There is also evidence of TV’s success in the whisky market. Highland Distillers’ Famous Grouse has used a series of TV ads through Abbott Mead Vickers.BBDO depicting the brand’s grouse icon. Last year, while the broader scotch whisky market declined by two per cent, the brand grew by three per cent.

But even Highland Distillers does not advocate TV as the ultimate solution to the problems of the spirits market. Steven Sleigh, global manager for Famous Grouse, says: “Brands must understand what a medium can deliver for them.”

Already a number of companies are beginning to withdraw from TV and return money to other media and that shakedown will continue. While not good for TV, Scouller clearly believes more considered expenditure will benefit the spirits market.

As Unilever, Procter & Gamble and other top brand owners start to flesh out details of their move away from TV advertising, ad agencies will need to review their own obsession with the medium.

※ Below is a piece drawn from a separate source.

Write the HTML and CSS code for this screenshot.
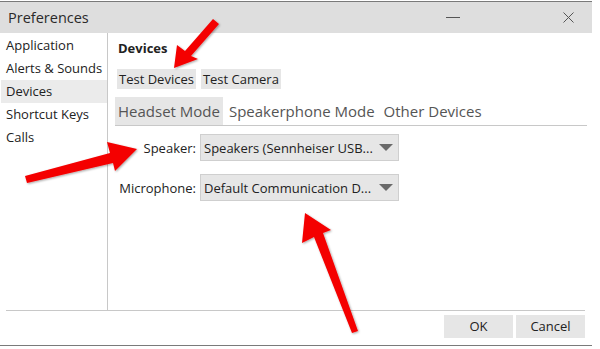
FILE: index.html
```html
<!DOCTYPE html>
<html lang="en">

<head>
    <meta charset="utf-8">
    <title>Preferences</title>
    <link rel="stylesheet" href="styles.css">
</head>

<body>

    <div class="window">
        <header class="titlebar">
            <span class="title">Preferences</span>
            <span class="minimize"></span>
            <svg class="close" width="11" height="11" viewBox="0 0 11 11">
                <path d="M0.5 0.5 L10.5 10.5 M10.5 0.5 L0.5 10.5" stroke="#555" stroke-width="1" fill="none" />
            </svg>
        </header>

        <div class="main">
            <nav class="sidebar">
                <div class="item">Application</div>
                <div class="item">Alerts &amp; Sounds</div>
                <div class="item valgt">Devices</div>
                <div class="item">Shortcut Keys</div>
                <div class="item">Calls</div>
            </nav>

            <section class="content">
                <h2>Devices</h2>
                <div class="knapper">
                    <button>Test Devices</button>
                    <button>Test Camera</button>
                </div>
                <div class="tabs">
                    <span class="tab aktiv">Headset Mode</span>
                    <span class="tab">Speakerphone Mode</span>
                    <span class="tab">Other Devices</span>
                </div>
                <div class="felter">
                    <label>Speaker:</label>
                    <div class="select"><span>Speakers (Sennheiser USB...</span><i class="pil"></i></div>
                    <label>Microphone:</label>
                    <div class="select"><span>Default Communication D...</span><i class="pil"></i></div>
                </div>
            </section>
        </div>

        <footer class="bund">
            <button>OK</button>
            <button>Cancel</button>
        </footer>

        <!-- red annotation arrows drawn over the dialog -->
        <svg class="pile" width="600" height="349" viewBox="0 0 600 349">
            <defs>
                <filter id="skygge" x="-20%" y="-20%" width="140%" height="140%">
                    <feDropShadow dx="1" dy="1" stdDeviation="1" flood-color="#000" flood-opacity="0.35" />
                </filter>
            </defs>
            <g fill="#f40000" filter="url(#skygge)">
                <polygon points="174,68 177,45 185,51 213,19 219,24 191,56 198,59" />
                <polygon points="137,149 107,142 110,153 25,176 27,183 113,163 115,171" />
                <polygon points="305,213 302,243 314,237 352,333 358,331 323,233 331,230" />
            </g>
        </svg>
    </div>

</body>

</html>
```

FILE: styles.css
```css
body {
    margin: 0;
    background-color: #ffffff;
    font-family: "Open Sans", "Noto Sans", sans-serif;
    color: #222;
}

.window {
    position: relative;
    width: 592px;
    height: 345px;
    border-top: 1px solid #7a7a7a;
    border-bottom: 1px solid #7a7a7a;
    box-sizing: border-box;
    margin-top: 1px;
    display: flex;
    flex-direction: column;
}

.titlebar {
    height: 31px;
    background-color: #dedede;
    display: flex;
    align-items: center;
    padding-left: 8px;
}

.title {
    font-size: 14.5px;
    color: #2a2a2a;
    flex: 1;
}

.minimize {
    width: 14px;
    height: 1px;
    background-color: #555;
    margin-right: 103px;
}

.close {
    margin-right: 18px;
}

.main {
    display: flex;
    height: 277px;
}

.sidebar {
    width: 107px;
    border-right: 1px solid #c8c8c8;
    padding-top: 1px;
    font-size: 13px;
}

.item {
    height: 23px;
    line-height: 23px;
    padding-left: 5px;
    margin-left: 1px;
}

.valgt {
    background-color: #ebebeb;
}

.content {
    flex: 1;
    padding-left: 9px;
    padding-right: 5px;
}

h2 {
    font-size: 13px;
    font-weight: bold;
    margin: 7px 0 0 1px;
    height: 16px;
    line-height: 16px;
}

.knapper {
    display: flex;
    gap: 5px;
    margin-top: 13px;
}

button {
    font-family: "Open Sans", "Noto Sans", sans-serif;
    font-size: 13px;
    color: #222;
    background-color: #e6e6e6;
    border: none;
    padding: 0 2px;
    height: 20px;
    line-height: 20px;
}

.tabs {
    display: flex;
    gap: 3px;
    margin-top: 8px;
    margin-left: -2px;
    border-bottom: 1px solid #c8c8c8;
}

.tab {
    font-size: 15px;
    color: #555;
    height: 28px;
    line-height: 28px;
    padding: 0 3px;
}

.aktiv {
    background-color: #e6e6e6;
}

.felter {
    display: grid;
    grid-template-columns: 79px 199px;
    column-gap: 4px;
    row-gap: 13px;
    margin-top: 8px;
    align-items: center;
}

label {
    font-size: 13px;
    text-align: right;
}

.select {
    height: 25px;
    border: 1px solid #cfcfcf;
    background-color: #e6e6e6;
    display: flex;
    align-items: center;
    padding: 0 4px 0 3px;
    font-size: 13px;
    white-space: nowrap;
    overflow: hidden;
}

.select span {
    flex: 1;
}

.pil {
    width: 0;
    height: 0;
    border-left: 7px solid transparent;
    border-right: 7px solid transparent;
    border-top: 7px solid #6a6a6a;
    margin-right: 1px;
}

.bund {
    margin-left: 6px;
    margin-right: 7px;
    border-top: 1px solid #c8c8c8;
    flex: 1;
    display: flex;
    justify-content: flex-end;
    align-items: flex-start;
    gap: 3px;
    padding-top: 4px;
}

.bund button {
    width: 69px;
    height: 23px;
    line-height: 23px;
    font-size: 13px;
    padding: 0;
}

.pile {
    position: absolute;
    left: 0;
    top: -2px;
    pointer-events: none;
}
```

They have already been blasted by Scouller for their part in spirits’ TV advertising disaster. The agencies may have made commissions of up to 10m between them through the spirits experiment. This is a fact that will not be lost on the finance directors of client companies. The agencies will need to act decisively to ensure the accusation that they are playing fast and loose with their clients’ money does not gain ground.

Scouller’s comments may have dealt the glamorous world of TV advertising a blow from which it will be hard to recover, at least as far as spirits are concerned.